El broiler fue la solución. Esta raza se creó en Estado Unidos a primeros de la década de los 50 a partir de un cruce entre machos Cornish y hembras Barred Rock. Aunque aún no era lo que comemos ahora, ya se consiguió un animal de crecimiento más rápido y con muslos y pechugas mayores, es decir, proteína más barata de producir. Un estudio realizado en la Universidad de Alberta (Canadá) documentó la evolución al comparar pollos criados selectivamente en 1957, 1978 y 2005, encontrando que pollos con 56 días de vida tenían un peso promedio de 900 gramos en el año 1957, de 1,8 kilos en 1978, y de 4,2 en 2005. Y para comprobar la eficiencia de estos cambios baste saber que, en la actualidad, los ganaderos sólo necesitan 1,3 kilos de alimento para producir un kilo de pollo, una mejora sustancial si se compara con los 2,5 kilos de grano que eran necesarios en 1985.

Sin embargo, como ocurre con tantos otros aspectos de la vida en estos tiempos, el ser humano vuelve la vista atrás con nostalgia en lo que se refiere a la alimentación.

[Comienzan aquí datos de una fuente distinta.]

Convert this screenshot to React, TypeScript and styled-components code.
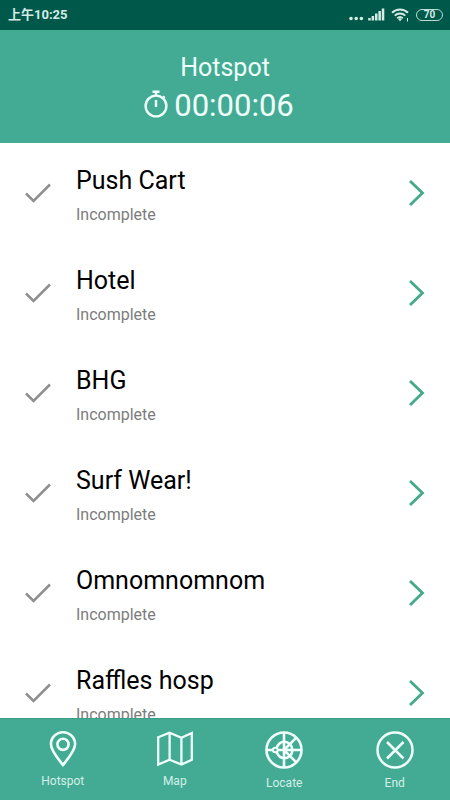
import React from "react";
import styled, { createGlobalStyle } from "styled-components";

const GlobalStyle = createGlobalStyle`
  *, *::before, *::after { box-sizing: border-box; }
  body { margin: 0; background: #ffffff; font-family: Roboto, "Noto Sans CJK SC", sans-serif; }
  button { font: inherit; color: inherit; border: 0; padding: 0; margin: 0; background: none; cursor: pointer; }
`;

const Screen = styled.div`
  display: flex;
  flex-direction: column;
  height: 100vh;
  background: #ffffff;
`;

const StatusBar = styled.div`
  display: flex;
  flex: none;
  align-items: center;
  justify-content: space-between;
  height: 30px;
  padding: 0 7px 0 8px;
  background: #00584a;
  color: #d5ece6;
`;

const Clock = styled.time`
  font-size: 13px;
  line-height: 16px;
  font-weight: 700;
`;

const StatusIcons = styled.div`
  display: flex;
  align-items: center;
  gap: 6px;
`;

const Battery = styled.span`
  display: flex;
  align-items: center;
  justify-content: center;
  width: 27px;
  height: 12px;
  border: 1px solid #b9dcd3;
  border-radius: 6px;
  font-size: 10px;
  line-height: 10px;
  font-weight: 700;
`;

const Header = styled.header`
  display: flex;
  flex: none;
  flex-direction: column;
  align-items: center;
  gap: 3px;
  padding: 21px 16px 19px;
  background: #43ab94;
  color: #f0fffb;
`;

const Title = styled.h1`
  margin: 0;
  font-size: 25px;
  line-height: 34px;
  font-weight: 400;
`;

const Timer = styled.div`
  display: flex;
  align-items: center;
  gap: 6px;
  padding-right: 12px;
  font-size: 31px;
  line-height: 36px;
`;

const List = styled.ul`
  flex: 1;
  min-height: 0;
  margin: 0;
  padding: 0;
  list-style: none;
  overflow-y: auto;
  scrollbar-width: none;
`;

const Row = styled.button`
  display: flex;
  align-items: center;
  width: 100%;
  height: 100px;
  padding: 0 24px;
  text-align: left;
`;

const RowText = styled.span`
  display: flex;
  flex: 1;
  flex-direction: column;
  gap: 8px;
  padding: 4px 0 0 24px;
`;

const RowName = styled.span`
  font-size: 25px;
  line-height: 32px;
  color: #000000;
`;

const RowState = styled.span`
  font-size: 16px;
  line-height: 20px;
  color: #7c7c7c;
`;

const NavBar = styled.nav`
  display: flex;
  flex: none;
  align-items: flex-start;
  justify-content: space-around;
  height: 81px;
  padding: 12px 0 0 5px;
  background: #43ab94;
  box-shadow: 0 -1px 0 #3c9c87;
  color: #f0fffb;
`;

const NavItem = styled.button`
  display: flex;
  flex-direction: column;
  align-items: center;
  gap: 6px;
`;

const NavLabel = styled.span`
  font-size: 12px;
  line-height: 16px;
  color: #d3efe8;
`;

const Icon = styled.svg`
  display: block;
  flex: none;
  fill: none;
  stroke: currentColor;
`;

const RowCheck = styled(Icon)`
  color: #8f8f8f;
`;

const RowChevron = styled(Icon)`
  color: #43ab8c;
`;

const SignalIcon = () => (
  <Icon width="37" height="16" viewBox="0 0 37 16" aria-hidden="true">
    <g fill="currentColor" stroke="none">
      <circle cx="3" cy="11.5" r="1.8" />
      <circle cx="8.2" cy="11.5" r="1.8" />
      <circle cx="13.4" cy="11.5" r="1.8" />
      <rect x="20.2" y="11" width="2.5" height="2.5" />
      <rect x="23.6" y="9" width="2.5" height="4.5" />
      <rect x="27" y="6.5" width="2.5" height="7" />
      <rect x="30.4" y="4" width="2.5" height="9.5" />
      <rect x="33.8" y="1.5" width="2.5" height="12" />
    </g>
  </Icon>
);

const WifiIcon = () => (
  <Icon width="19" height="16" viewBox="0 0 19 16" strokeWidth="1.9" aria-hidden="true">
    <path d="M1 5.8a11.5 11.5 0 0 1 16 0M3.7 8.6a7.8 7.8 0 0 1 10.6 0M6.2 11.2a4.2 4.2 0 0 1 5.6 0" />
    <path d="M7.2 12.2 9 14.2l1.8-2a2.6 2.6 0 0 0-3.6 0z" fill="currentColor" stroke="none" />
    <path d="M16.5 11v3.5" strokeWidth="1" />
  </Icon>
);

const StopwatchIcon = () => (
  <Icon width="24" height="32" viewBox="0 0 24 32" strokeWidth="2.4" aria-hidden="true">
    <circle cx="12" cy="16" r="10.4" />
    <path d="M8.5 1.7h7M12 2v4M12 10v7M19.2 7.8l1.4-1.4" />
  </Icon>
);

const PinIcon = () => (
  <Icon width="28" height="36" viewBox="0 0 28 36" strokeWidth="2.6" aria-hidden="true">
    <path d="M14 34C10.5 29.5 1.9 20.3 1.9 13.1a12.1 11.8 0 0 1 24.2 0C26.1 20.3 17.5 29.5 14 34z" />
    <circle cx="14" cy="13.3" r="5.6" />
  </Icon>
);

const MapIcon = () => (
  <Icon width="36" height="36" viewBox="0 0 36 36" strokeWidth="2.3" aria-hidden="true">
    <path d="M1.2 6.3 12.6 1.8 24.4 6.8 34.8 2v26.8L24.4 33.6 12.6 28.7 1.2 33.6zM12.6 1.8v26.9M24.4 6.8v26.8" />
  </Icon>
);

const LocateIcon = () => (
  <Icon width="38" height="38" viewBox="0 0 38 38" strokeWidth="2.6" aria-hidden="true">
    <circle cx="19" cy="19" r="17.5" />
    <path d="M19 1.5v35M1.5 19h6.5M12.5 19h24M19 19 31.3 6.7M19 19l12.3 12.3" />
    <path d="M11.5 17.2C13 13.300 15.800 10.800 19.200 10.800a8.200 8.200 0 0 1 0 16.400C15.800 27.200 13 24.700 11.500 20.800" />
    <circle cx="10.3" cy="19" r="2.3" strokeWidth="2" />
  </Icon>
);

const EndIcon = () => (
  <Icon width="38" height="38" viewBox="0 0 38 38" strokeWidth="2.5" aria-hidden="true">
    <circle cx="19" cy="19" r="17.5" />
    <path d="M11 11l16.5 16.5M27.5 11 11 27.5" />
  </Icon>
);

const stops = ["Push Cart", "Hotel", "BHG", "Surf Wear!", "Omnomnomnom", "Raffles hosp"];

const tabs = [
  { label: "Hotspot", Glyph: PinIcon },
  { label: "Map", Glyph: MapIcon },
  { label: "Locate", Glyph: LocateIcon },
  { label: "End", Glyph: EndIcon },
];

export default function App() {
  return (
    <Screen>
      <GlobalStyle />
      <StatusBar>
        <Clock>上午10:25</Clock>
        <StatusIcons>
          <SignalIcon />
          <WifiIcon />
          <Battery>70</Battery>
        </StatusIcons>
      </StatusBar>
      <Header>
        <Title>Hotspot</Title>
        <Timer>
          <StopwatchIcon />
          <span>00:00:06</span>
        </Timer>
      </Header>
      <List>
        {stops.map((name) => (
          <li key={name}>
            <Row type="button">
              <RowCheck width="28" height="20" viewBox="0 0 28 20" strokeWidth="2.5" aria-hidden="true">
                <path d="M2 10.5 9.5 18 26 1.5" />
              </RowCheck>
              <RowText>
                <RowName>{name}</RowName>
                <RowState>Incomplete</RowState>
              </RowText>
              <RowChevron width="18" height="28" viewBox="0 0 18 28" strokeWidth="2.8" aria-hidden="true">
                <path d="M2 2l12.5 12L2 26" />
              </RowChevron>
            </Row>
          </li>
        ))}
      </List>
      <NavBar>
        {tabs.map(({ label, Glyph }) => (
          <NavItem key={label} type="button">
            <Glyph />
            <NavLabel>{label}</NavLabel>
          </NavItem>
        ))}
      </NavBar>
    </Screen>
  );
}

Se critican los tomates de invernadero y las frutas maduradas en cámaras por su falta de sabor, se busca leche de vacas que se alimenten en pastizales, se paga más por verduras cultivadas de manera orgánica (que no es otra que la que se practicaba hace un siglo)… y se empieza a apreciar la diferencia entre un pollo y otro pollo.

El broiler que se encuentra habitualmente en las carnicerías y supermercados es un animal que apenas ha pasado el doble de tiempo fuera del cascarón que el que tardó en formarse el pollito dentro del huevo (20-21 días). Crecen a toda velocidad con una alimentación completamente controlada y su estructura muscular y ósea no es comparable a la de los pollos criados en semilibertad que, aparte del pienso que reciben, tienen oportunidad de picotear vegetales e invertebrados y que además son sacrificados habitualmente con más del doble de edad, a veces mucha más.

Estos últimos, los que se denominan normalmente pollos de corral (aunque esta denominación no esté recogida en la legislación vigente), suelen pertenecer además a razas diferentes al broiler, con un crecimiento bastante lento, por lo que la hora de matarlos la carne está «más hecha» y los huesos son más duros. El pollo habitual es sano, seguro y nutritivo, pero en el paladar no tiene nada que ver con el de corral. Y dado que, más allá de que la economía vaya y venga, la vida es en general mejor que hace un siglo, una buena parte de la sociedad occidental puede preocuparse no solo de comer, si no de comer lo que quiere, por lo que estos pollos de corral son más apreciados cada día.

Esto lleva aparejado, además, el resurgir de razas autóctonas que no se prestan a la cría intensiva y habían sido relegadas, pero que ahora se crían de nuevo en pequeñas explotaciones mucho más sostenibles que las granjas industriales, aunque eso complica a veces que lleguen a los grandes canales de mercado.

En un estadío intermedio entre el broiler y el de corral se puede encontrar el llamado pollo campero. De hecho, hay cuatro categorías de pollo campero según el tipo de crianza, clasificación que, en este caso sí, está recogida en la normativa. Dos de ellas, el llamado extensivo en interior y el campero, obligan a sacrificar al animal con al menos 56 días de edad, por los 42-45 que suele durar vivo uno industrial. Esta cifra asciende a los 81 días en el caso del campero tradicional y del campero criado en libertad, casi el doble. En las tres categorías que llevan la denominación de campero se obliga a proporcionar un determinada superficie de suelo al aire libre por animal (uno, dos y tres metros cuadrados respectivamente) y un 70% de cereales en la alimentación durante el periodo de engorde; y en las dos últimas los animales han de pertenecer a razas de crecimiento lento.